5. “My New Year’s resolution is…”

Changing your ways may need a whole year. While the New Year seems monumental to initiate efforts to change, other goals can be set any time of the year.

Alternatives:

  • I’ll create a resolution every month.

Break down your goals for the year by month as it makes the task less overwhelming. Instead of choosing to lose 50 pounds in a year, establish new eating habits by February, try a new workout routine by April, or drop your first 20 pounds by June. Breaking down one general goal to specific ones make it easier to achieve. You might just shed the remaining 30 pounds before you know it.

  • I’ll ask a trusted friend to be a “goal tracker.”

A true friend is honest enough to tell you if you’re falling behind on the work you need to do for your goals. Having someone remind you that it’s gym day or that you’re about to exceed your shopping allowance (we can all relate) makes all the difference. Make sure to thank your friend at the end of 2018.

  • I’m going to share my goals publicly.

If your trusted friend is not available, you can always turn to public medium. Share your resolutions on your social media accounts, whether it be Facebook, Instagram, Twitter, among others. Hundreds of thousands of your online friends can hold you accountable throughout the year which in return, should motivate you to achieve your goals. The best part? You can look back at your progress throughout the year.
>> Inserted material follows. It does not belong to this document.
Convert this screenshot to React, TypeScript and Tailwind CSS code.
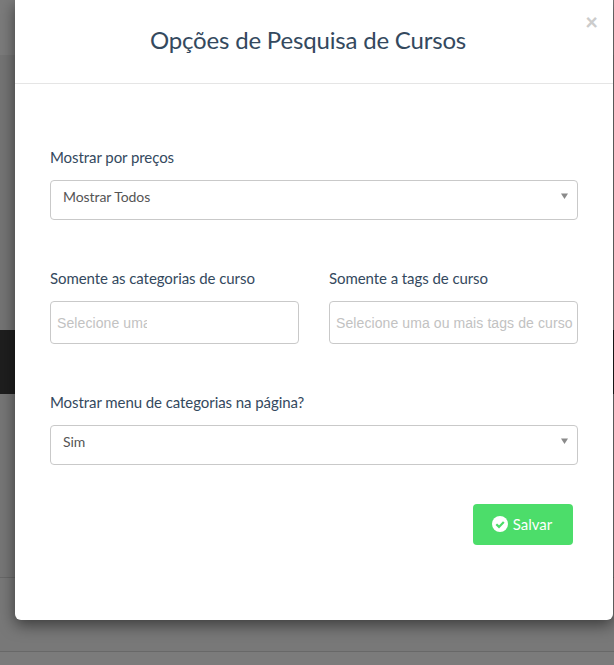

There are circumstances in life that might be hindering you from realizing your resolutions and that’s fine. Don’t force yourself to achieve goals that others do. Assess your own situation and start setting your goals from there. Remember that change sometimes depend on how much you want it but it doesn’t have to be rapid. Time flies but go at your own pace. Work on the sacrifices you need to make, the bad that you need to swap for the good, and think about how you’d like to see yourself at the end of the year.